During 2021, crude oil prices will fluctuate between $40 and $50 a barrel

21:01 18.03.2020 • Yuri Shafranik, President of the World Politics and Resources Foundation, Doctor of Economics

Shafranik also said that over the past 10-12 years, gas prices for industrial enterprises in the United States have fallen by more than twice, thus giving a major boost to the economy, while Russia has seen gas prices going up almost 2.5 times over the same period.

Commenting on Russia's decision to withdraw from the OPEC + deal, the expert said that “when Russia and Saudi Arabia – the main parties to the deal – inked the agreement, it was extremely beneficial for both. First, because the price was extremely low then and there was dumping of oil production, and secondly, there was a struggle going on for the market. The fact that the deal held for several years is good as it had a serious positive effect and ensured economic stability.”

Yuri Shafranik also emphasized that the need to revise the agreements between the OPEC + member states was preordained. He believes that there is no reason whatsoever for panic, and that everyone should take his time and see just where things will go from now.

The OPEC + alliance of oil-producing countries that has kept oil prices up for the past three years, has broken up. As a result, oil prices plummeted from $50 per barrel to around $28.

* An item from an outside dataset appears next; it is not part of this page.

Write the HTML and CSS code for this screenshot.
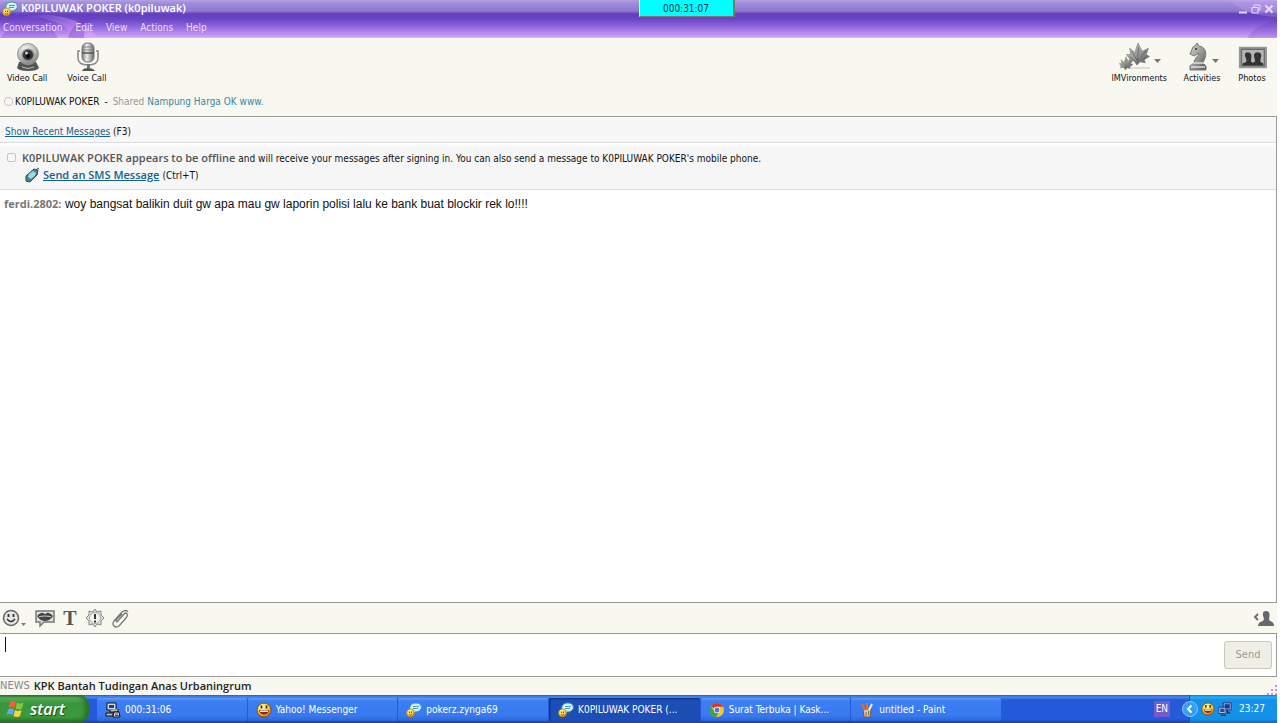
FILE: index.html
```html
<!DOCTYPE html>
<html lang="id">
<head>
<meta charset="utf-8">
<title>K0PILUWAK POKER (k0piluwak)</title>
<link rel="stylesheet" href="styles.css">
</head>
<body>
<svg class="defs" aria-hidden="true">
  <defs>
    <linearGradient id="metal" x1="0" y1="0" x2="1" y2="1"><stop offset="0" stop-color="#d4d4d4"/><stop offset=".5" stop-color="#999"/><stop offset="1" stop-color="#555"/></linearGradient>
    <linearGradient id="tube" x1="0" x2="1"><stop offset="0" stop-color="#777"/><stop offset=".4" stop-color="#eee"/><stop offset="1" stop-color="#666"/></linearGradient>
    <radialGradient id="ball" cx=".4" cy=".3" r=".8"><stop offset="0" stop-color="#fafafa"/><stop offset=".6" stop-color="#b5b5b5"/><stop offset="1" stop-color="#666"/></radialGradient>
    <radialGradient id="gold" cx=".4" cy=".3" r=".8"><stop offset="0" stop-color="#fff9a0"/><stop offset=".6" stop-color="#f6c62c"/><stop offset="1" stop-color="#b35e08"/></radialGradient>
    <linearGradient id="petal" x1="0" y1="0" x2="1" y2="0"><stop offset="0" stop-color="#e0a6ff" stop-opacity="0"/><stop offset="1" stop-color="#e0a6ff" stop-opacity=".6"/></linearGradient>
    <symbol id="chat" viewBox="0 0 16 16">
      <path d="M4 8C3 4 5 1 10 1c6 0 7 6 3 8-1 1-3 1-4 1l-2 3-1-4z" fill="#d2f1f5" stroke="#3d93a5"/>
      <path d="M7 4.500h6M7 6.500h5" stroke="#4c9fb0"/>
      <circle cx="4.500" cy="11" r="4" fill="url(#gold)" stroke="#a87418" stroke-width=".6"/>
      <path d="M3.500 9.500v1.500M5.500 9.500v1.500" stroke="#513000" stroke-width=".8"/><path d="M3 12.500q1.500 1 3 0" stroke="#513000" stroke-width=".6" fill="none"/>
    </symbol>
    <symbol id="grin" viewBox="0 0 16 16">
      <circle cx="8" cy="8" r="7" fill="url(#gold)" stroke="#87500c"/>
      <path d="M3 8h10c0 6-10 6-10 0z" fill="#9c211b"/><path d="M4 8.500h8v1.500H4z" fill="#fff"/>
      <path d="M5.500 3.500v3M10.500 3.500v3" stroke="#412000" stroke-width="1.600"/>
    </symbol>
    <symbol id="monitors" viewBox="0 0 16 16">
      <path d="M6 1h9v8H6z" fill="#b8bfd0" stroke="#222b50"/><path d="M7.500 2.500h6v5h-6z" fill="#1834aa"/>
      <path d="M1 6h8v7H1z" fill="#d5d9e4" stroke="#222b50"/><path d="M2.500 7.500h5v4h-5z" fill="#2440c0"/>
      <path d="M3 15h6M11 9.500v3h3" stroke="#252c4c" fill="none" stroke-width="1.500"/>
    </symbol>
    <symbol id="dialer" viewBox="0 0 16 16">
      <path d="M2 1h9v7H2z" fill="#d8d8d0" stroke="#111"/><path d="M4 3h5v3H4z" fill="#1540a8"/>
      <path d="M5 8v2h8V7M1 14V11h7v3z" fill="#bbb" stroke="#111"/><path d="M9 10h5l1 5H8z" fill="#ddd" stroke="#111"/><path d="M10 12h3M10 13.500h4" stroke="#555"/>
    </symbol>
    <symbol id="leaf" viewBox="0 0 24 24">
      <path d="M11 22 8 18 3 19l1-3-3-4 4 0-1-6 5 4 3-9 4 8 6-3-2 6 3 2-5 3 1 3-5-1z" fill="url(#metal)" stroke="#777" stroke-width=".6"/>
      <path d="M11 22 12.500 5M11.500 18 6 9M11.500 18 20 8M11 20l-7-6M11 20l9-6" stroke="#5c5c5c" stroke-width=".7" fill="none"/>
    </symbol>
  </defs>
</svg>

<div class="window">
  <header class="head">
    <svg class="swirl" viewBox="0 0 110 38" aria-hidden="true"><path d="M0 38C8 28 16 19 30 15c10 2 22 12 28 23z" fill="#8445d0" opacity=".35"/><path d="M26 17C40 12 80 14 98 38H76C66 26 52 17 26 17z" fill="url(#petal)"/><path d="M68 38c4-12 10-18 24-24-4 8-8 16-8 24z" fill="#7434c4" opacity=".35"/></svg>
    <svg class="swirl swirl-right" viewBox="0 0 50 38" aria-hidden="true"><path d="M3 0c8 9 22 16 47 17V0z" fill="#d8b5ff" opacity=".25"/><path d="M20 38c6-9 14-14 30-18v18z" fill="#6930b5" opacity=".2"/></svg>
    <div class="timer">000:31:07</div>
    <div class="titlebar">
      <svg class="ic16"><use href="#chat"/></svg>
      <h1>K0PILUWAK POKER (k0piluwak)</h1>
      <div class="winbtns">
        <button aria-label="Minimize"><svg viewBox="0 0 10 10"><path d="M1 8.500h8" stroke-width="2"/></svg></button>
        <button aria-label="Restore"><svg viewBox="0 0 10 10"><path d="M3 3V1h6v5H7M1 3.500h6V9H1z"/></svg></button>
        <button aria-label="Close"><svg viewBox="0 0 10 10"><path d="m1.500 1.500 7 7m0-7-7 7" stroke-width="2"/></svg></button>
      </div>
    </div>
    <nav class="menu"><button>Conversation</button><button>Edit</button><button>View</button><button>Actions</button><button>Help</button></nav>
  </header>

  <div class="tools">
    <button class="tool tool-left">
      <svg viewBox="0 0 28 30"><path d="M6 20h17l3 6q-2 3-11 3T4 26z" fill="#555"/><path d="M9 25q6 3 12 0" stroke="#bbb" fill="none"/><circle cx="15" cy="12" r="10.500" fill="url(#ball)" stroke="#999"/><circle cx="15" cy="13" r="6.500" fill="#888"/><circle cx="15" cy="13" r="5" fill="#333"/><circle cx="15" cy="14" r="2" fill="#000"/><circle cx="13.500" cy="11" r="1.500" fill="#ccc"/></svg>
      <span>Video Call</span>
    </button>
    <button class="tool tool-left">
      <svg viewBox="0 0 28 30"><path d="M7 9H5v7q0 7 10 7t10-7V9h-2" stroke="#888" stroke-width="1.500" fill="none"/><rect x="9" y="1" width="12" height="19" rx="5" fill="url(#tube)" stroke="#777"/><path d="M10 5h10M10 8h10" stroke="#888"/><path d="M9 11h12" stroke="#555" stroke-width="1.500"/><path d="M14 22h3v4h-3z" fill="#777"/><path d="M9 29q1-3 6-3t7 3z" fill="#555"/></svg>
      <span>Voice Call</span>
    </button>
    <button class="tool push">
      <svg class="wide" viewBox="0 0 48 30"><path d="M16 26h19" stroke="#dedbd2" stroke-width="2"/><use href="#leaf" x="9" y="0" width="28" height="25"/><use href="#leaf" x="3" y="14" width="16" height="15"/><path d="M39 17h7l-3.500 4z" fill="#777"/></svg>
      <span>IMVironments</span>
    </button>
    <button class="tool">
      <svg class="wide" viewBox="0 0 48 30"><path d="M17 4l2-3 2 3c6 1 8 6 6 12l-2 5 3 3v4H12v-4l4-3c0-5 5-7 5-10l-5 3-4-2 3-7z" fill="url(#metal)" stroke="#777"/><path d="M15 21h11M13 25h14" stroke="#ddd" stroke-width="1.500"/><circle cx="18" cy="7" r="1" fill="#333"/><path d="M34 17h7l-3.500 4z" fill="#777"/></svg>
      <span>Activities</span>
    </button>
    <button class="tool">
      <svg viewBox="0 0 32 30"><path d="M3 5h28v21H3z" fill="#777" stroke="#999" stroke-width="2"/><path d="M5 7h24v17H5z" fill="#b5b5b5" stroke="#666"/><path d="M6 24v-2l4-2v-2q-4-8 1.500-8t3.500 8v2l2 1 2-1v-2q-3-8 3-8t3 8v2l3 2v2z" fill="#333"/></svg>
      <span>Photos</span>
    </button>
  </div>
  <div class="status"><i class="dot"></i><span>K0PILUWAK POKER</span><span class="dash">-</span><span class="grey">Shared <a href="#">Nampung Harga OK www.</a></span></div>

  <main class="chat">
    <p class="recent"><a href="#">Show Recent Messages</a> (F3)</p>
    <div class="notice">
      <i class="dot"></i>
      <div>
        <p><b>K0PILUWAK POKER appears to be offline</b> and will receive your messages after signing in. You can also send a message to K0PILUWAK POKER's mobile phone.</p>
        <p class="sms"><svg class="ic16" viewBox="0 0 16 16"><path d="m2 9 8-7 4 1-1 5-7 7-4-1z" fill="#527f8b" stroke="#294b55"/><path d="m5 7 4-3 3 2-1 3-4 3-3-2z" fill="#8edde7"/><path d="m7 14 7-8M13 1l2 1" stroke="#555"/></svg><a href="#">Send an SMS Message</a> (Ctrl+T)</p>
      </div>
    </div>
    <p class="message"><b>ferdi.2802:</b> <span>woy bangsat balikin duit gw apa mau gw laporin polisi lalu ke bank buat blockir rek lo!!!!</span></p>
  </main>

  <div class="format">
    <button class="emoticons" aria-label="Emoticons"><svg viewBox="0 0 24 20"><circle cx="9" cy="10" r="7.500" fill="#e6e6e6" stroke="#666" stroke-width="1.500"/><path d="M6.500 6v3M11.500 6v3" stroke="#333" stroke-width="1.800"/><path d="M5 11q4 5 8 0" fill="none" stroke="#333" stroke-width="1.500"/><path d="M19 15h5l-2.500 3z" fill="#777"/></svg></button>
    <button aria-label="Audibles"><svg viewBox="0 0 24 20"><path d="M3 3h18v11H11l-4 4v-4H3z" fill="#e2e2e2" stroke="#777" stroke-width="1.500"/><path d="M4 8q4-4 6-3l2 1 2-1q2-1 6 3-3 5-8 5T4 8z" fill="#444"/><path d="M6 8.500q6-1 12 0" stroke="#ccc" fill="none"/></svg></button>
    <button class="letter" aria-label="Text format">T</button>
    <button aria-label="Buzz"><svg viewBox="0 0 24 20"><path d="m12 1 2 3 4-1v4l3 3-3 3v4l-4-1-2 3-2-3-4 1v-4l-3-3 3-3V3l4 1z" fill="#ddd" stroke="#888"/><circle cx="12" cy="10" r="5.500" fill="#f2f2f2" stroke="#aaa"/><path d="M12 6v5M12 12.500v2" stroke="#333" stroke-width="2"/></svg></button>
    <button aria-label="Attach"><svg viewBox="0 0 24 20"><path d="m9 14 7-8q2-2 3 0t-1 4l-7 8q-3 2-5 0t0-5l8-9q4-3 6 0M9 14q-2-1 0-3l5-5" fill="none" stroke="#777" stroke-width="1.300"/></svg></button>
    <button class="push" aria-label="Display picture"><svg viewBox="0 0 24 20"><path d="M7 6 4 9l3 3" fill="none" stroke="#666" stroke-width="1.800"/><path d="M7 18q0-4 5-5l1-2q-3-8 2-8t3 8l1 2q4 1 4 5z" fill="#68686c"/></svg></button>
  </div>
  <div class="compose">
    <div class="field"><textarea aria-label="Message"></textarea><i class="caret"></i></div>
    <button class="send" disabled>Send</button>
  </div>
  <div class="news"><span>NEWS</span><b>KPK Bantah Tudingan Anas Urbaningrum</b><svg class="grip" viewBox="0 0 10 10"><path d="M8 0h2v2H8zM4 4h2v2H4zM8 4h2v2H8zM0 8h2v2H0zM4 8h2v2H4zM8 8h2v2H8z" fill="#cf91d8"/></svg></div>

  <footer class="taskbar">
    <button class="start"><svg viewBox="0 0 20 18"><path d="M4 2q3-2 6 0L8.500 8q-3-2-6 0z" fill="#f0622e"/><path d="M11 2.500q3 2 6.500 0L16 8.500q-3 2-6.500 0z" fill="#86c742"/><path d="M2 9.500q3-2 6 0L6.500 15q-3-2-6 0z" fill="#69a5f5"/><path d="M9 10q3 2 6.500 0L14 16q-3 2-6.500 0z" fill="#fbd33c"/></svg>start</button>
    <div class="tasks">
      <button><svg class="ic16"><use href="#dialer"/></svg><span>000:31:06</span></button>
      <button><svg class="ic16"><use href="#grin"/></svg><span>Yahoo! Messenger</span></button>
      <button><svg class="ic16"><use href="#chat"/></svg><span>pokerz.zynga69</span></button>
      <button class="active"><svg class="ic16"><use href="#chat"/></svg><span>K0PILUWAK POKER (...</span></button>
      <button><svg class="ic16" viewBox="0 0 16 16"><circle cx="8" cy="8" r="7" fill="#f4c628"/><path d="M8 8 2 4.300A7 7 0 0 1 14.200 4.800H8z" fill="#d9392b"/><path d="M2 4.300A7 7 0 0 0 7 15l3.500-5.500L5 9z" fill="#38a24a"/><circle cx="8" cy="8" r="3.200" fill="#fff"/><circle cx="8" cy="8" r="2.500" fill="#447ddb"/></svg><span>Surat Terbuka | Kask...</span></button>
      <button><svg class="ic16" viewBox="0 0 16 16"><path d="M4 7h8l-1 8H5z" fill="#d3c7b0" stroke="#725c41"/><path d="m6 8-3-6M8 8V1" stroke="#d96d33" stroke-width="2"/><path d="m10 8 3-6" stroke="#eee" stroke-width="2"/><path d="M7 10v4M9.500 9v4" stroke="#936b3c"/></svg><span>untitled - Paint</span></button>
    </div>
    <span class="lang">EN</span>
    <div class="tray">
      <button class="expand" aria-label="Show hidden icons"><svg viewBox="0 0 16 16"><circle cx="8" cy="8" r="7.500" fill="#3b9df2" stroke="#80c6fa"/><path d="M9.500 4.500 6 8l3.500 3.500" fill="none" stroke="#fff" stroke-width="2"/></svg></button>
      <svg class="tray-icon"><use href="#grin"/></svg><svg class="tray-icon"><use href="#monitors"/></svg>
      <time>23:27</time>
    </div>
  </footer>
</div>
</body>
</html>
```
FILE: styles.css
```css
* { box-sizing: border-box; }
body { margin: 0; padding-right: 3px; background: #fff; color: #111; font: 10px/16px "DejaVu Sans Condensed", "DejaVu Sans", sans-serif; }
p, h1 { margin: 0; }
h1, b, .sms a { font: 600 11px/16px "Open Sans", sans-serif; }
button { margin: 0; padding: 0; border: 0; background: none; color: inherit; font: inherit; }
svg { display: block; flex: none; }
.defs { position: absolute; width: 0; height: 0; }
.ic16 { width: 16px; height: 16px; }
.push { margin-left: auto; }
.window { display: flex; flex-direction: column; min-height: 100vh; background: #f8f7f0; }

.head { position: relative; height: 38px; background: linear-gradient(#b3a2e2 0, #a08cdb 3px, #8e77d0 11px, #643dba 14px, #6945c4 19px, #9268df 27px, #c79af5 36px, #dfb9fa 38px); color: #fff; }
.swirl { position: absolute; left: 0; top: 0; width: 110px; height: 38px; }
.swirl-right { left: auto; right: 0; width: 50px; }
.timer { position: absolute; left: 50%; top: 0; width: 96px; height: 17px; border: solid #777; border-width: 0 2px 1px 1px; border-left-color: #eee; background: #0ff; color: #134; text-align: center; line-height: 18px; }
.titlebar { position: relative; display: flex; align-items: center; gap: 3px; height: 18px; padding: 0 3px 0 2px; }
.titlebar h1 { padding-bottom: 3px; }
.winbtns { display: flex; gap: 3px; margin-left: auto; }
.winbtns svg { width: 10px; height: 10px; fill: none; stroke: #e6d9ff; }
.menu { position: relative; display: flex; gap: 13px; padding: 2px 3px; color: #ecdcff; }

.tools { display: flex; gap: 11px; height: 52px; padding: 4px 10px 0 7px; }
.tool { display: flex; flex-direction: column; align-items: center; font-size: 9px; line-height: 12px; }
.tool svg { width: 30px; height: 30px; }
.tool svg.wide { width: 48px; }
.tool-left { margin-right: 9px; }
.status { display: flex; align-items: center; height: 26px; padding: 0 4px 3px; }
.dot { flex: none; width: 9px; height: 9px; margin-right: 2px; border: 1px solid #c5c5c5; border-radius: 4px; background: #f8f8f8; }
.dash { margin: 0 5px; }
.grey { color: #999; }
.status a { color: #3987a5; text-decoration: none; }

.chat { flex: 1; border: solid #999; border-width: 1px 1px 1px 0; background: #fff; }
.chat a { color: #146292; }
.recent { padding: 7px 5px 2px; border-bottom: 1px solid #ddd; background: #f7f7f7; }
.notice { display: flex; gap: 4px; padding: 7px 7px 5px; border-bottom: 1px solid #ddd; background: linear-gradient(#fff 0, #f6f6f6 6px); line-height: 17px; }
.notice .dot { margin-top: 3px; border-radius: 2px; }
.notice b { color: #555; }
.sms { display: flex; gap: 3px; padding-left: 2px; }
.message { padding: 6px 4px; font-size: 12px; }
.message b { color: #777; font-weight: bold; }
.message span { font-family: "Liberation Sans", sans-serif; }

.format { display: flex; align-items: center; gap: 1px; height: 30px; padding: 0 2px; }
.format svg { width: 24px; height: 20px; }
.format .emoticons { width: 30px; }
.format .letter { width: 24px; color: #555; font: bold 20px/20px "Liberation Serif", serif; }
.compose { display: flex; align-items: center; height: 44px; padding-right: 4px; border: solid #999; border-width: 1px 1px 1px 0; background: #fff; }
.field { position: relative; flex: 1; align-self: stretch; }
.field textarea { display: block; width: 100%; height: 100%; border: 0; padding: 4px; resize: none; outline: 0; background: none; }
.caret { position: absolute; left: 5px; top: 3px; width: 1px; height: 15px; background: #111; }
.send { width: 48px; height: 28px; border: 1px solid #c9c8bb; border-radius: 3px; background: #f0efe6; color: #999; font-size: 11px; }
.news { display: flex; align-items: center; gap: 4px; height: 18px; color: #888; }
.news span { font-size: 11px; }
.news b { color: #222; }
.grip { width: 10px; height: 10px; margin-left: auto; align-self: flex-end; }

.taskbar { display: flex; height: 28px; background: linear-gradient(#2458bd 0, #438cf5 2px, #245ad8 5px, #245bdc 24px, #1941a5 28px); color: #fff; }
.start { display: flex; align-items: center; gap: 4px; width: 89px; margin-right: 8px; padding-left: 6px; border-radius: 0 10px 10px 0; background: linear-gradient(#276c28 0, #5bb05b 3px, #3a963b 8px, #3c993d 22px, #236b25 28px); box-shadow: inset -4px 0 5px #276f2a; font: italic 600 16px/24px "Open Sans", sans-serif; text-shadow: 1px 1px 1px #194b1a; }
.start svg { width: 20px; height: 18px; }
.tasks { display: flex; flex: 0 1 904px; gap: 1px; padding: 3px 0 2px; min-width: 0; }
.tasks button { display: flex; flex: 1; align-items: center; gap: 4px; min-width: 0; padding-left: 8px; border-radius: 2px; background: linear-gradient(#669cff 0, #3c7ff3 3px, #3879ee 18px, #2866d8 100%); white-space: nowrap; }
.tasks .active { padding-left: 9px; background: #1d4eb5; box-shadow: inset 1px 1px 2px #0e2f7e; }
.lang { align-self: center; margin-left: auto; padding: 0 2px; background: #735bcb; }
.tray { display: flex; align-items: center; gap: 3px; margin-left: 19px; padding-right: 12px; background: linear-gradient(#1870d0 0, #25b0f8 2px, #1591e9 5px, #1391e9 24px, #1069c0 28px); border-left: 1px solid #0d55b5; }
.expand { margin-left: -8px; }
.expand svg { width: 16px; height: 16px; }
.tray-icon { width: 14px; height: 14px; }
.tray time { margin-left: 4px; }
```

Many experts view Russia's decision to withdraw from the OPEC + deal as a primarily political move. Well, the calculation may prove right after all, as a sharp blow to the US shale oil industry will bring about multiple bankruptcies there and slow down shale oil production. Simultaneously, the OPEC will be forced to keep its crude production down. Russia has been long unhappy with the Americans’ “free ride” policy of cashing in on OPEC + agreements without contributing to their implementation.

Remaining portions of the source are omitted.